When data showed China’s industrial production and retail sales slowed significantly in the final months of 2018, U.S. President Donald Trump took credit, telling Fox News that “China’s economy, if it’s in trouble, it’s only in trouble because of me.” The implication is that global trade is a zero-sum game, and losses in China resulting from U.S. tariffs translate to gains for the U.S.
For investors, that may turn out to be a Pyrrhic victory. The U.S. accounted for 24 percent of the world’s economy at the end of 2017, down from 31 percent in 2000, according to World Bank data. The share will continue to shrink over coming decades. According to a study by PricewaterhouseCoopers Global using a somewhat different methodology, the U.S. will be only the third-largest world economy by 2050, accounting for 12 percent of gross domestic product.
The largest American companies have been highly dependent on foreign sales, suggesting that weakness abroad will translate into downward guidance to investors. Foreign revenue for the members of the S&P 500 has consistently accounted for between 43 percent and 48 percent of total sales in the decade ending 2017.
What this means is that developments in the rest of the world will increasingly have an impact on U.S. financial markets. Global markets got a taste of this in mid-2015 when the Shanghai Stock Exchange index fell by 43 percent between June and August. While the S&P 500 initially seemed immune to the slump, it eventually dropped by 12 percent over five weeks in July and August.
Corrections in Chinese equities and weakness in the yuan were cited as important factors in the Federal Reserve’s decision to postpone the first interest-rate increase since the financial crisis that had been planned for September 2015.
Among U.S. companies with substantial business in China, Apple Inc. started the ball rolling this year by warning in early January that it was slashing its sales forecast for 2019 amid an “economic deterioration” in China. Kevin Hassett, Chairman of the White House Council of Economic Advisors, said in an interview that “a heck of a lot of U.S. companies that have a lot of sales in China” are “basically going to be watching their earnings be downgraded.”

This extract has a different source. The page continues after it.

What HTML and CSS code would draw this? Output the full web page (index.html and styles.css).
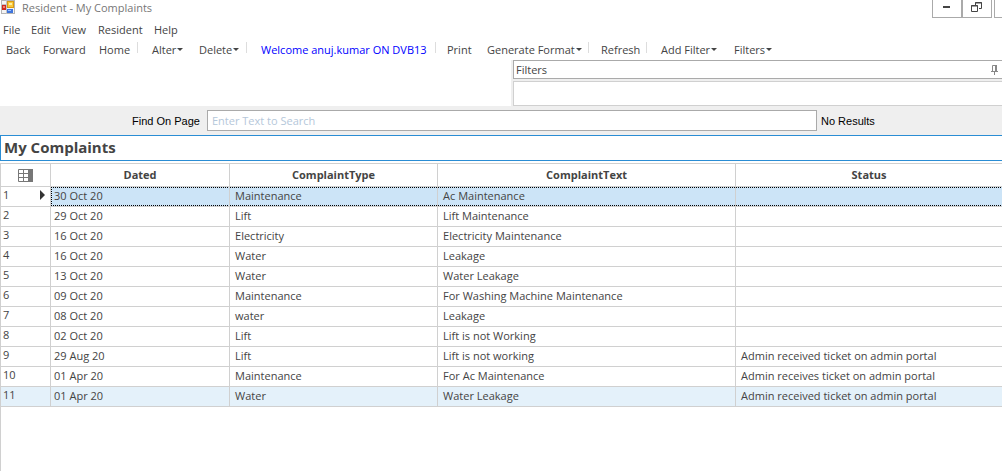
FILE: index.html
```html
<!DOCTYPE html>
<html lang="en">
<head>
<meta charset="utf-8">
<title>Resident - My Complaints</title>
<link rel="stylesheet" href="styles.css">
</head>
<body>
<header class="titlebar">
  <svg class="app-icon" width="14" height="14" viewBox="0 0 14 14" aria-hidden="true">
    <rect x="0.5" y="0.5" width="13" height="13" fill="#f4f4f4" stroke="#b5b5b5"/>
    <path d="M0 4.5h6M5.5 0v14" stroke="#c4c4c4"/>
    <rect x="1" y="5" width="4" height="5" fill="#cf2a20"/>
    <rect x="2" y="6" width="2" height="2" fill="#f0806e"/>
    <rect x="6.500" y="1.500" width="6" height="6" fill="#fbc93a" stroke="#d99a12"/>
    <path d="M8 3h3v2H8z" fill="#fff0a0"/>
    <rect x="6" y="9" width="6" height="4" fill="#3e74dc"/>
    <rect x="7" y="10" width="3" height="1" fill="#9cc0ff"/>
  </svg>
  <span class="window-title">Resident - My Complaints</span>
  <div class="window-controls">
    <button type="button" class="win-btn" aria-label="Minimize">
      <svg width="8" height="2"><rect width="7" height="2" fill="#444"/></svg>
    </button>
    <button type="button" class="win-btn" aria-label="Restore">
      <svg width="12" height="10" viewBox="0 0 12 10"><path d="M4.500 3V.5h6v6H8M4 1h7M.5 3.500h6v6h-6zM0 4h7" fill="none" stroke="#444"/></svg>
    </button>
    <button type="button" class="win-btn win-close" aria-label="Close"></button>
  </div>
</header>

<nav class="menubar">
  <button type="button">File</button>
  <button type="button">Edit</button>
  <button type="button">View</button>
  <button type="button">Resident</button>
  <button type="button">Help</button>
</nav>

<div class="toolbar">
  <button type="button">Back</button>
  <button type="button">Forward</button>
  <button type="button">Home</button>
  <i class="sep"></i>
  <button type="button" class="drop">Alter</button>
  <button type="button" class="drop">Delete</button>
  <i class="sep"></i>
  <span class="welcome">Welcome anuj.kumar ON DVB13</span>
  <i class="sep"></i>
  <button type="button">Print</button>
  <button type="button" class="drop">Generate Format</button>
  <i class="sep"></i>
  <button type="button">Refresh</button>
  <i class="sep"></i>
  <button type="button" class="drop">Add Filter</button>
  <button type="button" class="drop">Filters</button>
</div>

<section class="dock">
  <div class="filters">
    <div class="filters-head">
      <span>Filters</span>
      <button type="button" class="pin" aria-label="Pin">
        <svg width="7" height="10" viewBox="0 0 7 10"><path d="M1.500 6V.5h4V6M0 6.500h7M3.500 7v3" fill="none" stroke="#888"/><path d="M4 0h2v6H4z" fill="#888"/></svg>
      </button>
    </div>
    <div class="filters-body"></div>
  </div>
</section>

<div class="search">
  <label for="find">Find On Page</label>
  <input id="find" type="text" placeholder="Enter Text to Search">
  <span>No Results</span>
</div>

<h1 class="heading">My Complaints</h1>

<main class="grid-wrap">
<table class="grid">
  <colgroup><col class="c-num"><col class="c-date"><col class="c-type"><col class="c-text"><col></colgroup>
  <thead>
    <tr>
      <th class="corner"><svg width="15" height="13" viewBox="0 0 15 13" aria-label="Columns"><path d="M.5.5h14v12H.5zM0 4.500h10M0 8.500h10M5.500 0v13" fill="none" stroke="#777"/><path d="M10 0h5v13h-5z" fill="#777"/></svg></th>
      <th>Dated</th><th>ComplaintType</th><th>ComplaintText</th><th>Status</th>
    </tr>
  </thead>
  <tbody>
    <tr class="selected"><td><div class="current">1<svg width="5" height="10" viewBox="0 0 5 10" aria-hidden="true"><path d="M0 0l5 5-5 5z" fill="#333"/></svg></div></td><td>30 Oct 20</td><td>Maintenance</td><td>Ac Maintenance</td><td></td></tr>
    <tr><td>2</td><td>29 Oct 20</td><td>Lift</td><td>Lift Maintenance</td><td></td></tr>
    <tr><td>3</td><td>16 Oct 20</td><td>Electricity</td><td>Electricity Maintenance</td><td></td></tr>
    <tr><td>4</td><td>16 Oct 20</td><td>Water</td><td>Leakage</td><td></td></tr>
    <tr><td>5</td><td>13 Oct 20</td><td>Water</td><td>Water Leakage</td><td></td></tr>
    <tr><td>6</td><td>09 Oct 20</td><td>Maintenance</td><td>For Washing Machine Maintenance</td><td></td></tr>
    <tr><td>7</td><td>08 Oct 20</td><td>water</td><td>Leakage</td><td></td></tr>
    <tr><td>8</td><td>02 Oct 20</td><td>Lift</td><td>Lift is not Working</td><td></td></tr>
    <tr><td>9</td><td>29 Aug 20</td><td>Lift</td><td>Lift is not working</td><td>Admin received ticket on admin portal</td></tr>
    <tr><td>10</td><td>01 Apr 20</td><td>Maintenance</td><td>For Ac Maintenance</td><td>Admin receives ticket on admin portal</td></tr>
    <tr class="hover"><td>11</td><td>01 Apr 20</td><td>Water</td><td>Water Leakage</td><td>Admin received ticket on admin portal</td></tr>
  </tbody>
</table>
</main>
</body>
</html>
```

FILE: styles.css
```css
* { box-sizing: border-box; }

body {
  margin: 0;
  min-height: 100vh;
  display: flex;
  flex-direction: column;
  overflow: hidden;
  background: #fff;
  color: #444;
  font: 11px/16px "Open Sans", "Noto Sans", sans-serif;
}

button {
  padding: 0;
  border: 0;
  background: none;
  color: inherit;
  font: inherit;
  text-align: left;
  white-space: nowrap;
}

svg { display: block; }

.titlebar {
  display: flex;
  align-items: flex-start;
  height: 20px;
  padding-left: 1px;
  color: #777;
}

.window-title { margin-left: 7px; }

.window-controls {
  display: flex;
  margin-left: auto;
}

.win-btn {
  display: flex;
  justify-content: center;
  width: 30px;
  height: 18px;
  padding-top: 2px;
  border: 1px solid #aaa;
  border-top: 0;
}

.win-btn:first-child { padding-top: 6px; }

.win-close {
  width: 8px;
  margin-left: 2px;
  border-right: 0;
}

.menubar {
  display: grid;
  grid-template-columns: 28px 31px 36px 56px auto;
  align-items: start;
  justify-content: start;
  height: 20px;
  padding: 2px 0 0 3px;
}

.toolbar {
  display: grid;
  grid-template-columns: 37px 56px 38px 15px 47px 47px 15px 174px 12px 40px 101px 13px 45px 15px 73px auto;
  align-items: start;
  justify-content: start;
  height: 20px;
  padding: 2px 0 0 6px;
  white-space: nowrap;
}

.sep {
  width: 1px;
  height: 11px;
  background: #ddd;
}

.drop::after {
  content: "";
  display: inline-block;
  margin-left: 1px;
  vertical-align: 3px;
  border: 3px solid transparent;
  border-top-color: #444;
  border-bottom: 0;
}

.welcome { color: #00f; }

.dock {
  display: flex;
  justify-content: flex-end;
}

.filters {
  width: 49%;
  padding-left: 2px;
  background: #efefef;
}

.filters-head {
  display: flex;
  align-items: center;
  justify-content: space-between;
  height: 19px;
  padding: 0 4px 0 2px;
  border: 1px solid #aaa;
  border-right: 0;
  background: #fff;
}

.filters-body {
  height: 25px;
  margin-top: 2px;
  border: 1px solid #d0d0d0;
  border-right: 0;
  background: #fff;
}

.search {
  display: flex;
  align-items: center;
  gap: 4px;
  height: 29px;
  padding: 0 126px 0 132px;
  background: #efefef;
  color: #000;
  font: 11px/16px "Liberation Sans", sans-serif;
  white-space: nowrap;
}

.search label { flex: 0 0 71px; }
.search span { flex: 0 0 55px; }

.search input {
  flex: 1;
  min-width: 0;
  height: 21px;
  padding: 0 4px 1px;
  border: 1px solid #aaa;
  background: #fff;
  font: 11px/16px "Open Sans", "Noto Sans", sans-serif;
}

.search input::placeholder { color: #b5c7da; }

.heading {
  height: 26px;
  margin: 0 0 2px;
  padding: 0 3px;
  border: 1px solid #2a8dd4;
  border-right: 0;
  font-size: 15px;
  line-height: 22px;
}

.grid-wrap {
  flex: 1;
  border: 1px solid #d0d0d0;
  border-width: 1px 0 0 1px;
}

.grid {
  width: 100%;
  border-collapse: separate;
  border-spacing: 0;
  table-layout: fixed;
}

.c-num { width: 5%; }
.c-date { width: 179px; }
.c-type { width: 208px; }
.c-text { width: 298px; }

.grid th,
.grid td {
  height: 20px;
  padding: 0 5px 2px;
  border: 1px solid #d0d0d0;
  border-width: 0 1px 1px 0;
  line-height: 16px;
  text-align: left;
  white-space: nowrap;
}

.grid th {
  height: 23px;
  padding-bottom: 0;
  text-align: center;
}

.grid th:last-child,
.grid td:last-child { border-right: 0; }

.grid td:first-child { padding: 0 2px 3px; }
.grid td:nth-child(2) { padding-left: 3px; }

.corner svg { margin: 0 auto; }

.current {
  display: flex;
  align-items: center;
  justify-content: space-between;
  padding-right: 3px;
}

.selected td:not(:first-child) {
  background:
    repeating-linear-gradient(90deg, #000 0 1px, transparent 1px 2px) top / 100% 1px no-repeat,
    repeating-linear-gradient(90deg, #000 0 1px, transparent 1px 2px) bottom / 100% 1px no-repeat,
    #cce4f7;
  background-clip: padding-box;
}

.selected td:nth-child(2) {
  background:
    repeating-linear-gradient(90deg, #000 0 1px, transparent 1px 2px) top / 100% 1px no-repeat,
    repeating-linear-gradient(90deg, #000 0 1px, transparent 1px 2px) bottom / 100% 1px no-repeat,
    repeating-linear-gradient(#000 0 1px, transparent 1px 2px) left / 1px 100% no-repeat,
    #cce4f7;
  background-clip: padding-box;
}

.hover td { background: #e4f1fa; }
```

A few days after Hassett’s comment, Nvidia Corp., a maker of graphics processing units for gaming and professional markets, and Caterpillar Inc., the world’s largest construction equipment producer, saw their shares fall after blaming different segments of the Chinese economy for the deterioration in their prospects this year.
Fed Chairman Jerome Powell recognized the growing importance of the rest of the world on the U.S. economy when he pointed last week to the continuation of the trade war and a global economic slowdown as factors explaining the central bank’s 180-degree shift in policy from a December forecast of at least two rate hikes in 2019 to suggesting a pause in the tightening cycle may be warranted.
The problem for U.S. markets is that a dovish Fed may not have the same firepower that it had in the past. Even though equities reacted positively to the Fed’s pivot, the outlook may eventually depend more on the forthcoming summit involving Trump and Chinese President Xi Jinping before the current standstill on tariffs ends on March 1.
If the talks end badly and Trump increases tariffs on a range of Chinese products from the current 10 percent to 25 percent, expect China’s economy to slow further and for more U.S. companies to join Apple, Nvidia and Caterpillar in lowering expectations. For investors, it would be a prescription to allocate investments away from equities toward higher grade fixed-income instruments.
Chinese developments are not the only ones behind the gathering storm clouds. The European Union economy is buffeted by two major forces damping activity. Germany, the region’s largest economy, is also the world’s most export-dependent. U.S. tariffs on steel, aluminum and cars resulted in German gross domestic product contracting in the third quarter, and barely growing in the fourth quarter. With the German slowdown likely to persist in 2019, the impact will be felt all over Europe, and U.S. exporters may find their sales affected as well.
The second development Europeans have to contend with is the uncertainty over Brexit that is set to occur March 29. With the U.K. and the EU unable to agree on the terms of a divorce, the probability of a “hard” Brexit has risen. Unless the two sides agree to postpone the scheduled date for the separation and keep negotiating, it could be chaotic with no rules governing trade, capital flows or transportation. Under these circumstances, expect U.S. equities to experience a correction, and yields on Treasury securities to fall even lower.
The conclusion is not that domestic U.S. developments such as another government shutdown or a “Fed Put” do not matter. They do in the short run. For investors with a longer time horizon, negative global developments — continued subpar economic growth in Europe or a prolonged the trade war — are likely to be a lose-lose situation with few hiding places either in the U.S. or abroad.